Sorry. I did not know that it matters...
I assumed that the cluster without HA does not make sense... for me exactly...
Really in case of stopping the server, I'll be forced to remain without automatically migrated VMs?
:(
 
Last edited:
Cluster without HA features:
- single management UI
- live/offline VM migration

To be honest, I see platform level HA as ancient and obsoleted. Automatically starting the VM somewhere else is pretty useless in most cases I've encountered (of course not all). Examples:

- Databases: you do app-level HA (master/slave, master/master or replica sets)
- Stateless apps: why wouldn't you start multiple instances from the beginning ?
- Stateful realtime apps (e.g. PBX): you will lose state (current calls) anyway, but you can start multiple instances from the beginning

Even more, having shared storage, why would you risk a crashed hypervisor to corrupt the single data instance between HA instances?

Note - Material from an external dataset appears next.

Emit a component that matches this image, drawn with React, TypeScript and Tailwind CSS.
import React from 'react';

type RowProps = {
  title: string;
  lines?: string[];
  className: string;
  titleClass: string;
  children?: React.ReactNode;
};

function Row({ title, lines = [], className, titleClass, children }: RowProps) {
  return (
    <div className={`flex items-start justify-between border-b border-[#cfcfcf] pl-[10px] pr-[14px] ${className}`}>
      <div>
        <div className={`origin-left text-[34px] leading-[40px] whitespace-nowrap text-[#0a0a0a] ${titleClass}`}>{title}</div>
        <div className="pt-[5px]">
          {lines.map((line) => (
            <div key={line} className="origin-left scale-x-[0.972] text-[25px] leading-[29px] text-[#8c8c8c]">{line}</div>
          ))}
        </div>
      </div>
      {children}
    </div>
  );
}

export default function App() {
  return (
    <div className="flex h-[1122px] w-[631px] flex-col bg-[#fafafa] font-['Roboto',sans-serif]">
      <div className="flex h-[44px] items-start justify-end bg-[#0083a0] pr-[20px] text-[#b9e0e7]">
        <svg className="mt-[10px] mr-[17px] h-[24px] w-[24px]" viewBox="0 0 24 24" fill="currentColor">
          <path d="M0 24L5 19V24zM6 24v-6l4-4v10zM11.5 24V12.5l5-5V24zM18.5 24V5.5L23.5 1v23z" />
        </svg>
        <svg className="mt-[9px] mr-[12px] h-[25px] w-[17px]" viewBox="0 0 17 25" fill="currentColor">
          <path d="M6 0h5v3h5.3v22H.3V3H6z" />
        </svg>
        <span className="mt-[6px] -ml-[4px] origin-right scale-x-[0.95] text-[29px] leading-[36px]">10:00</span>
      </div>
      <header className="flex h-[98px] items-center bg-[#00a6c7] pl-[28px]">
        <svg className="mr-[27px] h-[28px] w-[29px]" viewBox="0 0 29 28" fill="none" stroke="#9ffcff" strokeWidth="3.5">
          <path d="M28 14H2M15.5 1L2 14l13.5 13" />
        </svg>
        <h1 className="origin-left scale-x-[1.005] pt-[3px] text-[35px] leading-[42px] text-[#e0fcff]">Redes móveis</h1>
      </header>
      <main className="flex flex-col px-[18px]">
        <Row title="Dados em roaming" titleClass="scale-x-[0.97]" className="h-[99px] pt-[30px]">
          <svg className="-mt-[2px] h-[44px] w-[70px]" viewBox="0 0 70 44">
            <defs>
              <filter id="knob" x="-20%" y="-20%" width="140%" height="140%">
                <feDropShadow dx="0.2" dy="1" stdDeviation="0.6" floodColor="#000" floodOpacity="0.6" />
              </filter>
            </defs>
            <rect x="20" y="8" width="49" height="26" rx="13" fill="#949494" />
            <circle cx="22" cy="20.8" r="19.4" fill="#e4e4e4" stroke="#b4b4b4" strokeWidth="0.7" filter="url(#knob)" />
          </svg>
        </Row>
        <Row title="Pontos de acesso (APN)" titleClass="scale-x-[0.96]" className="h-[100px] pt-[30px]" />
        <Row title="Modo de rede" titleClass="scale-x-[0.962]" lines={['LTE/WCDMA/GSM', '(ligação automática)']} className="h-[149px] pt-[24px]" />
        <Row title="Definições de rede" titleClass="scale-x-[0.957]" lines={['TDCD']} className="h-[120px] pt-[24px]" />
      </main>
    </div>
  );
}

I may be wrong, of course, but that's my view on HA regarding apps I've touched along the years.
 
Cluster without HA features:
- single management UI
- live/offline VM migration

HA - one of the key features. In my last messages I described the problem most likely related to the fencing of the nodes. Fencing is an essential part for Proxmox VE HA.
I really did not mention about using HA, but I did not mention about use of cluster without HA. And I did not know that this would be a problem.
And it seems strange to me such a response - "so I have no real idea what you are doing." :(

 
Last edited:
And it seems strange to me such a response - "so I have no real idea what you are doing." :(

The the topic is "Kernel panic" - I guess that problem is solved?

I suggest you open a new topic for the HA related problem, describing exactly what you do, what behaviour you expect, and what you think is the bug.